(image source l’economiste maghrébin)
Perfumer Lucas Sieuzac
Jubilation 25 demonstrates the richness and evolution I associate with classical 20th century French perfumery. To call it a spicy, floral, oriental, herbal, fruity chypre would capture a lot of the ground this fragrance covers, but it doesn’t really narrow things down. Though formal and classical in style, Jubilation 25 is tough to capture in traditional nomenclature. The rose in the topnotes suggest a grand chypre, but frankincense and myrrh at the base hints at crossing the borders of cultures and perfume genres. Its expansive opening reminds me of Tauer Perfume’s Incense Rosé, but the top really just ushers in a balsamic, woody set of notes that hum like a chorus. The fruit matches the woodiness. It’s a plummy, peachy scent with both the skin of a fruit and the ripe flesh. The ripeness has a strong ‘flavor’, but doesn’t have that feeling of turning fruit as in Rochas Femme and Dior Diorella. Like these two Edmond Rounitska classics, though, the fruit ties this scent’s upper register with its drydown.
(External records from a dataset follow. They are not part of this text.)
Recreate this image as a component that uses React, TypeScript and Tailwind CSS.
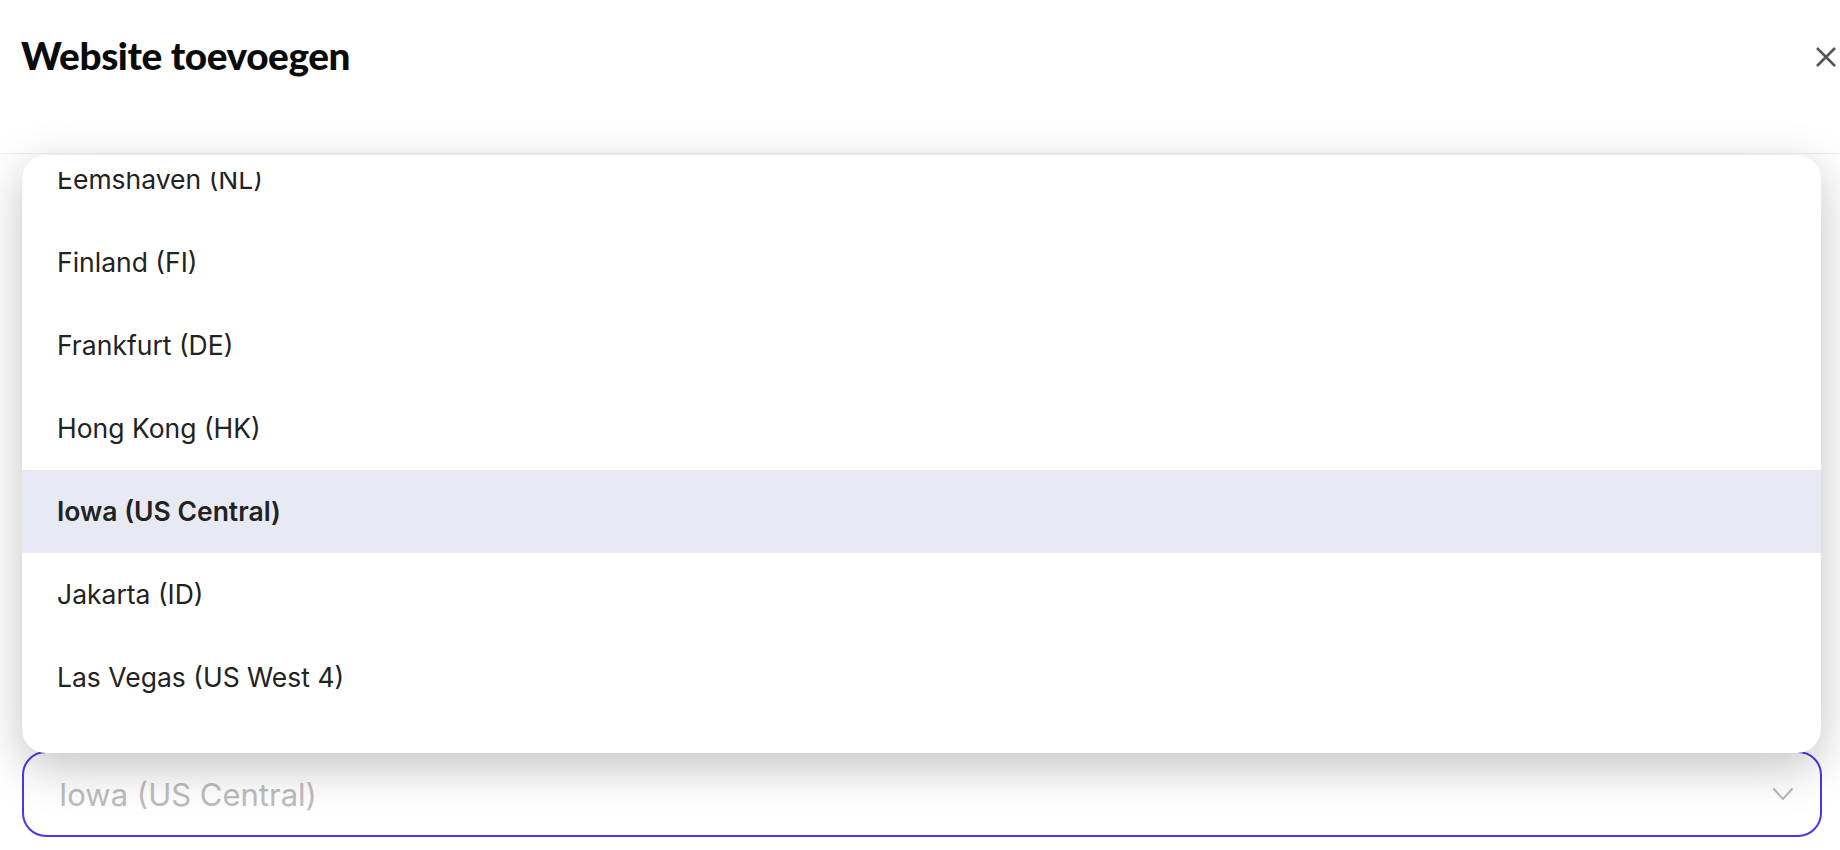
import React from 'react'

const REGIONS = [
  'Eemshaven (NL)',
  'Finland (FI)',
  'Frankfurt (DE)',
  'Hong Kong (HK)',
  'Iowa (US Central)',
  'Jakarta (ID)',
  'Las Vegas (US West 4)',
]

const SELECTED = 'Iowa (US Central)'

function CloseIcon() {
  return (
    <svg width="22" height="22" viewBox="0 0 22 22" fill="none">
      <path d="M2 2L20 20M20 2L2 20" stroke="#555555" strokeWidth="2.6" />
    </svg>
  )
}

function Chevron() {
  return (
    <svg width="22" height="14" viewBox="0 0 22 14" fill="none">
      <path d="M1.5 1.5L11 12L20.5 1.5" stroke="#b8b8b8" strokeWidth="2" />
    </svg>
  )
}

function RegionMenu() {
  return (
    <div className="absolute bottom-full left-0 right-[1px] mb-[-2px] h-[598px] bg-white rounded-[24px] shadow-[0_14px_48px_rgba(0,0,0,0.24)] py-[17px] z-10">
      <div className="h-full overflow-hidden">
        <ul className="mt-[-34px]">
          {REGIONS.map(r => {
            const active = r === SELECTED
            return (
              <li
                key={r}
                className={`h-[83px] flex items-center pl-[35px] text-[26.5px] leading-none text-[#222222] ${
                  active ? 'bg-[#e8eaf3] font-semibold' : 'font-normal'
                }`}
              >
                {r}
              </li>
            )
          })}
        </ul>
      </div>
    </div>
  )
}

export default function App() {
  return (
    <div className="w-[1840px] h-[850px] bg-white overflow-hidden font-['Inter',sans-serif]">
      <header className="h-[154px] border-b border-[#efefef] flex items-start justify-between pl-[21px] pr-[2px]">
        <h1 className="mt-[36px] text-[38.7px] leading-none font-black tracking-[-0.01em] text-[#0b0b0b] font-['Lato',sans-serif]">
          Website toevoegen
        </h1>
        <button className="mt-[45px] w-[24px] h-[24px] flex items-center justify-center">
          <CloseIcon />
        </button>
      </header>

      <div className="pl-[22px] pr-[18px]">
        <div className="h-[597px]" />
        <div className="relative">
          <RegionMenu />
          <div className="h-[86px] rounded-[24px] border-2 border-[#5333ed] flex items-center justify-between pl-[35px] pr-[26px]">
            <span className="text-[31px] leading-none text-[#bdbdbd]">{SELECTED}</span>
            <Chevron />
          </div>
        </div>
      </div>
    </div>
  )
}
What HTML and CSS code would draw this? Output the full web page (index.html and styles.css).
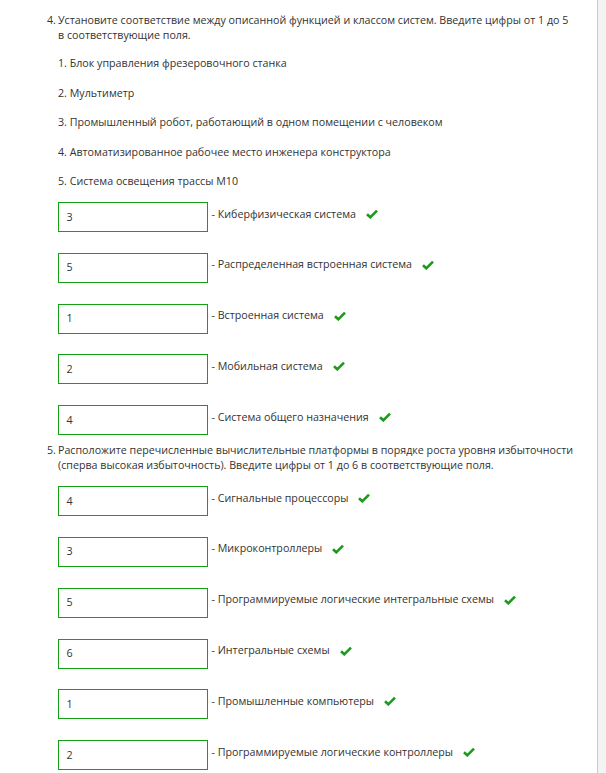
FILE: index.html
```html
<!DOCTYPE html>
<html lang="ru">
<head>
<meta charset="utf-8">
<link rel="stylesheet" href="styles.css">
</head>
<body>
<div class="page">
  <section class="q q4">
    <div class="q-title"><span class="num">4.</span><span class="txt">Установите соответствие между описанной функцией и классом систем. Введите цифры от 1 до 5 в соответствующие поля.</span></div>
    <div class="items">
      <p>1. Блок управления фрезеровочного станка</p>
      <p>2. Мультиметр</p>
      <p>3. Промышленный робот, работающий в одном помещении с человеком</p>
      <p>4. Автоматизированное рабочее место инженера конструктора</p>
      <p>5. Система освещения трассы М10</p>
    </div>
    <div class="rows">
      <div class="row"><div class="box">3</div><span class="label">- Киберфизическая система</span><svg class="ok" viewBox="0 0 12 10"><path d="M1 5.2 L4.3 8.3 L11 1.6" /></svg></div>
      <div class="row"><div class="box">5</div><span class="label">- Распределенная встроенная система</span><svg class="ok" viewBox="0 0 12 10"><path d="M1 5.2 L4.3 8.3 L11 1.6" /></svg></div>
      <div class="row"><div class="box">1</div><span class="label">- Встроенная система</span><svg class="ok" viewBox="0 0 12 10"><path d="M1 5.2 L4.3 8.3 L11 1.6" /></svg></div>
      <div class="row"><div class="box">2</div><span class="label">- Мобильная система</span><svg class="ok" viewBox="0 0 12 10"><path d="M1 5.2 L4.3 8.3 L11 1.6" /></svg></div>
      <div class="row"><div class="box">4</div><span class="label">- Система общего назначения</span><svg class="ok" viewBox="0 0 12 10"><path d="M1 5.2 L4.3 8.3 L11 1.6" /></svg></div>
    </div>
  </section>
  <section class="q q5">
    <div class="q-title"><span class="num">5.</span><span class="txt">Расположите перечисленные вычислительные платформы в порядке роста уровня избыточности (сперва высокая избыточность). Введите цифры от 1 до 6 в соответствующие поля.</span></div>
    <div class="rows">
      <div class="row"><div class="box">4</div><span class="label">- Сигнальные процессоры</span><svg class="ok" viewBox="0 0 12 10"><path d="M1 5.2 L4.3 8.3 L11 1.6" /></svg></div>
      <div class="row"><div class="box">3</div><span class="label">- Микроконтроллеры</span><svg class="ok" viewBox="0 0 12 10"><path d="M1 5.2 L4.3 8.3 L11 1.6" /></svg></div>
      <div class="row"><div class="box">5</div><span class="label">- Программируемые логические интегральные схемы</span><svg class="ok" viewBox="0 0 12 10"><path d="M1 5.2 L4.3 8.3 L11 1.6" /></svg></div>
      <div class="row"><div class="box">6</div><span class="label">- Интегральные схемы</span><svg class="ok" viewBox="0 0 12 10"><path d="M1 5.2 L4.3 8.3 L11 1.6" /></svg></div>
      <div class="row"><div class="box">1</div><span class="label">- Промышленные компьютеры</span><svg class="ok" viewBox="0 0 12 10"><path d="M1 5.2 L4.3 8.3 L11 1.6" /></svg></div>
      <div class="row"><div class="box">2</div><span class="label">- Программируемые логические контроллеры</span><svg class="ok" viewBox="0 0 12 10"><path d="M1 5.2 L4.3 8.3 L11 1.6" /></svg></div>
    </div>
  </section>
</div>
</body>
</html>
```
FILE: styles.css
```css
html, body {
  margin: 0;
  padding: 0;
}
body {
  background: #f3f3f3;
  font-family: "Open Sans", "Liberation Sans", sans-serif;
  font-size: 10.7px;
  line-height: 15px;
  color: #333;
}
.page {
  width: 598px;
  min-height: 773px;
  background: #fff;
  border-right: 1px solid #c9c9c9;
  box-sizing: border-box;
  padding: 13px 0 0 47px;
}
.q-title {
  display: flex;
  padding-right: 23px;
}
.q-title .num {
  flex: none;
  width: 11px;
}
.items {
  padding: 13px 0 0 11px;
}
.items p {
  margin: 0 0 14.5px 0;
}
.items p:last-child {
  margin-bottom: 0;
}
.rows {
  display: flex;
  flex-direction: column;
  gap: 20.8px;
  padding: 13px 0 0 11px;
}
.row {
  display: flex;
  align-items: flex-start;
}
.box {
  flex: none;
  width: 150px;
  height: 30px;
  box-sizing: border-box;
  border: 1.5px solid #14a014;
  padding: 6.5px 0 0 7.5px;
  color: #333;
}
.label {
  padding: 4.5px 0 0 3.5px;
}
.ok {
  width: 12px;
  height: 10px;
  margin: 7px 0 0 10px;
  fill: none;
  stroke: #1c9a1c;
  stroke-width: 2.6;
  stroke-linecap: butt;
  stroke-linejoin: miter;
}
.q5 {
  padding-top: 8px;
}
```
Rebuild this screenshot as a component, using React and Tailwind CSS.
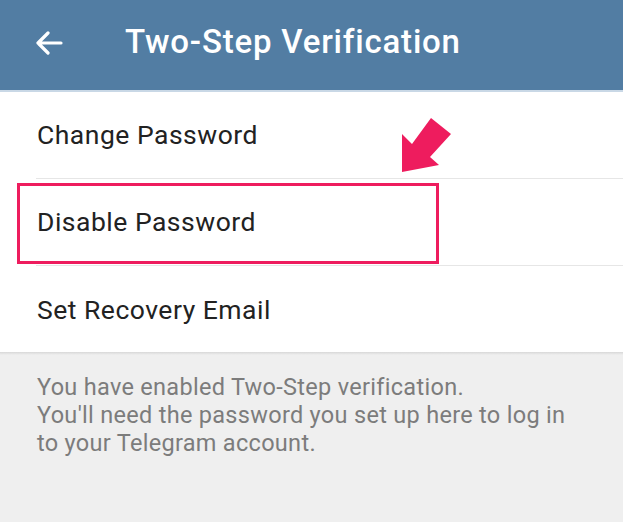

Fruity chypre is where Jubilation 25 winds up. Moss, fruit and wood triangulate a balance that is more accurately a set of counterpoints just held in check. Everything I love about skanky fruity chypres is here, yet Jubilation 25 is distinctive. The classic ambery drydown of a chypre is inflected with frankincense, making the final hours of Jubilation 25 dry and confidently stark. This concise drydown makes me feel like the circus-like opening belonged to another fragrance entirely, but one that I’d love to try again.
Which is the the more daunting task? Managing a merger of entangled post-colonial cultures or meeting the standard set by perfumer Guy Robert at the height of his powers with Amouage’s 1983 Gold Woman? Jubilation 25 does both simultaneously. Sieuzac’s final spiking of the ball is meeting these formidable goals by creating a chypre, a form that was dying on the vine by the time Jubilation 25 was released in 2008.
A perfume that is the successor to both the Robert Woody Grand Floral and the Roudnitska Decadent Chypre? I wear Jubilation 25 to inoculate myself against my fear that contemporary perfumery, though prolific, has lost sight of ambition.